Pada saat itu John Gunadi masih hidup dengan segala ketiadaan gunanya, membangun jaringan rel kereta api se-Jawa, Sumatra, atau Kalimantan dan Sulawesi sekali. Itulah ketika aku menyenandungkan dan mendendangkan cha cha cha cinta ke manapun kupergi, dalam benakku atau pada bibirku. Ini tidak perlu ditarik lebih jauh sampai ke masa Gus Dut menyeterika licin muka Ita Nuriah, meski masa-masa itu tidak kalah cantiknya; penuh dengan kelemasan dan kepasrahan. Oh Allah Gusti, sungguh hidup yang indah menyenangkan dikaruniakan pada hamba hina.

Pada titik ini tiada dendang, tiada senandung menyertaiku, seperti tidak lucunya segmen dendanktoz produksi x-code. Maka kulanjutkan dengan punggung menghadap pada ruang server yang berembun. Di seberangku bisa ada Jerki bisa juga tidak. Berarti sebulan sekali masih menerima Rp. 1.425.000 dari Haji Arifin. Berarti itulah masanya aku minta dijemput Jerki dan kawannya dari Minang Kramat. Aku sudah tidak lagi merokok, bahkan 'ngopi pun tak. Entah apa yang kuminum, adakah jahe wangi. Adakah pulang dengan Deborah AC sambung Koantas Bima atau pun S.72.

Jelas kemudaan yang kurindukan namun bukan kenistaannya. Apakah sekarang sudah tidak nista, masih sama saja. Nista atau tidak, tidak ada hubungannya dengan muda dan gagah, tua dan menggelendut. Satu-satunya cara yang kutahu untuk tidak menyebalkan adalah diam, dan mungkin itu yang harus banyak-banyak kulakukan semenjak kini. Tiada lagi yang merasa engkau lucu apalagi gagah, maka diam saja. Itu sesungguhnya jauh lebih menyenangkan. Menulis setiap hari, katamu. Aku memang tidak menulis apalagi tiap hari. Mengitiki, mempermalukan diri.

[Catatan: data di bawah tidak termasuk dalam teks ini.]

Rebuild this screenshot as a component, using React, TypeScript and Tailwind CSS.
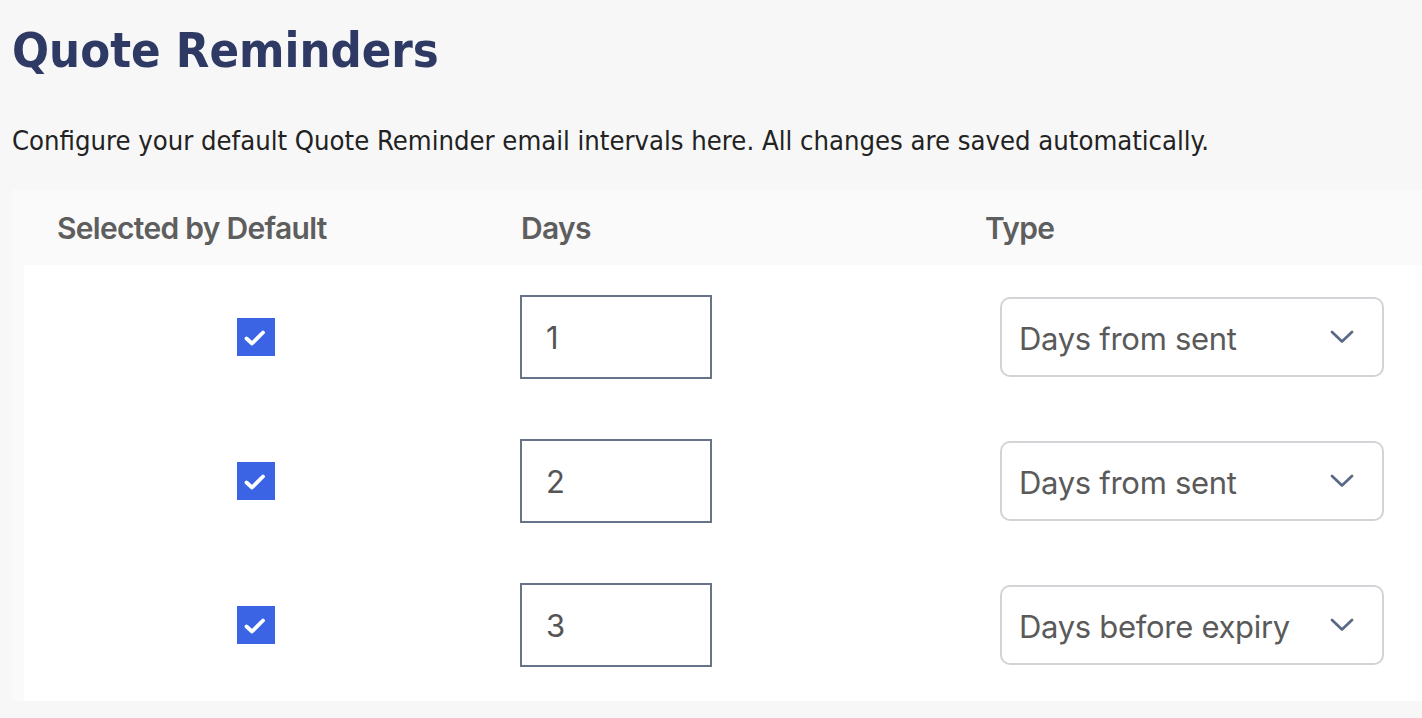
const rows = [
  { days: "1", type: "Days from sent" },
  { days: "2", type: "Days from sent" },
  { days: "3", type: "Days before expiry" },
];

function CheckBox() {
  return (
    <span className="block h-[38px] w-[38px] bg-[#3a64e3]">
      <svg width="38" height="38" viewBox="0 0 38 38" fill="none">
        <path
          d="M9.5 20.5 L15 25.5 L26 14.5"
          stroke="#ffffff"
          strokeWidth="3.8"
          strokeLinecap="round"
          strokeLinejoin="round"
        />
      </svg>
    </span>
  );
}

function Chevron() {
  return (
    <svg width="24" height="14" viewBox="0 0 24 14" fill="none">
      <path
        d="M2 2 L12 11.5 L22 2"
        stroke="#5b6a86"
        strokeWidth="2.8"
        strokeLinecap="round"
        strokeLinejoin="round"
      />
    </svg>
  );
}

export default function App() {
  return (
    <div className="h-[718px] w-[1422px] overflow-hidden bg-[#f7f7f7]">
      <h1 className="pl-[12px] pt-[20px] font-['DejaVu_Sans_Condensed','DejaVu_Sans',sans-serif] text-[48.5px] font-bold leading-[60px] text-[#2e3a64]">
        Quote Reminders
      </h1>
      <p className="mt-[43px] pl-[12px] font-['DejaVu_Sans_Condensed','DejaVu_Sans',sans-serif] text-[27.2px] leading-[36px] text-[#222222]">
        Configure your default Quote Reminder email intervals here. All changes are saved automatically.
      </p>

      <div className="ml-[12px] mt-[31px] bg-[#fafafa] font-['Inter',sans-serif]">
        <div className="flex h-[75px] items-center pl-[45px] pt-[2px] text-[30px] font-semibold tracking-[-0.7px] text-[#5e5e5e]">
          <span className="w-[464px]">Selected by Default</span>
          <span className="w-[464px]">Days</span>
          <span>Type</span>
        </div>

        <div className="ml-[12px] bg-white pb-[4px]">
          {rows.map((row) => (
            <div key={row.days} className="flex h-[144px] items-center">
              <div className="flex w-[464px] justify-center">
                <CheckBox />
              </div>
              <div className="w-[464px] pl-[32px]">
                <div className="flex h-[84px] w-[192px] items-center border-2 border-[#667389] pl-[24px] pt-[3px] text-[31px] text-[#555555]">
                  {row.days}
                </div>
              </div>
              <div className="pl-[48px]">
                <div className="flex h-[80px] w-[384px] items-center justify-between rounded-[10px] border-2 border-[#d3d3d8] pl-[17px] pr-[28px] text-[31px] tracking-[-0.3px] text-[#5a5a5a]">
                  <span className="pt-[4px]">{row.type}</span>
                  <Chevron />
                </div>
              </div>
            </div>
          ))}
        </div>
      </div>
    </div>
  );
}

Sama seperti ketika selesai rapat di Eijkman malah masuk IGD padahal hanya sekitar 150/100, maka aku kembali saja ke masa-masa di atas tebing tinggi, di tepi Ciliwung, bersama Asatron, bersama sebungkus atau bahkan seslof, semug atau bahkan sebaskom. Ini malah jauh lebih muda lagi. Kembalilah padaku mengalun-alun ditingkahi denting bergetar senar-senar mandolin. Mandi pagi atau malam sekali selalu menyegarkan. Kompor bulat dan berbagai piranti masak. Tidak benar, salah-kaprah bahkan, tetapi tidak berarti bohong atau khayal belaka. Semua nyata ada!

Termasuk menunggu angkot sambil menghisap Crystal yang rasanya amit-amit. Aku tidak ingat apakah kubuang masih sebungkus atau kuhabiskan. Demikian juga Mustang nyaris tak tertahankan. Bahkan Surya terlebih yang pro hanya jika sangat terpaksa. Kuhabiskan untuk apa kemudaanku. Sampai berapa kemudaanku. Antara 20 sampai 40 banyak sekali yang terjadi meski pasti bukan yang teremuk teredam. Aku senang sudah tinggal baris ini dan berikutnya maka aku dapat segera melihatnya jika dalam bahasa Inggris. Puitis, humoris kata Bing Bual. Indah dan syahdu.